3) La confianza, tanto en el valor de la propia palabra como en la disposición para acogerla por parte del interlocutor; promueve la familiaridad y la amistad; entrelaza los espíritus por una mutua adhesión a un Bien, que excluye todo fin egoísta.
4) Finalmente, la prudencia pedagógica, que tiene muy en cuenta las condiciones psicológicas y morales del que oye: si es un niño, si es una persona ruda, si no está preparada, si es desconfiada, hostil; y si se esfuerza por conocer su sensibilidad y por adaptarse razonablemente y modificar las formas de la propia presentación para no serle molesto e incomprensible” (n. 31).
El diálogo muestra que los caminos diversos pueden converger en un mismo fin. La complementariedad es buena y enriquece la mirada del que está dispuesto a abrirse al otro. En el diálogo está impresa la convicción de que los demás también pueden enriquecer nuestra propia mirada.
“La dialéctica, sigue diciendo el Papa, de este ejercicio de pensamiento y de paciencia nos hará descubrir elementos de verdad aun en las opiniones ajenas, nos obligará a expresar con gran lealtad nuestra enseñanza y nos dará mérito por el trabajo de haberlo expuesto a las objeciones y a la lenta asimilación de los demás. Nos hará sabios, nos hará maestros (n. 32).
En definitiva, “con el diálogo se cumple la unión de la verdad con la caridad y de la inteligencia con el amor”. (n. 31).
Pidamos al Señor, por intercesión de la Virgen María y de San Torcuato, esta armonía para la Iglesia y para el mundo. Que entre nosotros imperen siempre el respeto, la comprensión, la acogida y la misericordia hacia el otro.

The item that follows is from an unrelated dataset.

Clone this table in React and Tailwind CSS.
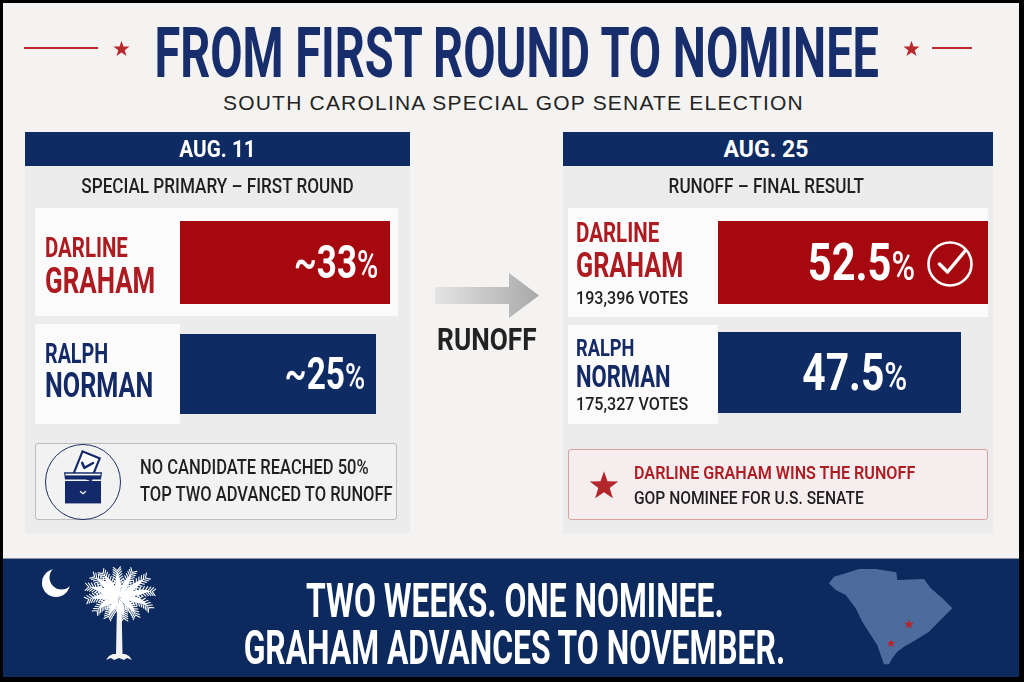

Que nunca agotemos los caminos del diálogo y que no nos olvidemos de los más pobres de la sociedad. Que nuestra iglesia se renueve cada día en su amor al Señor y en su empeño misionero. Así haremos realidad lo que cantamos en el himno a nuestro Santo Patrón: “Que el pueblo accitano no mancille su nombre cristiano ni su fe en la cruz”.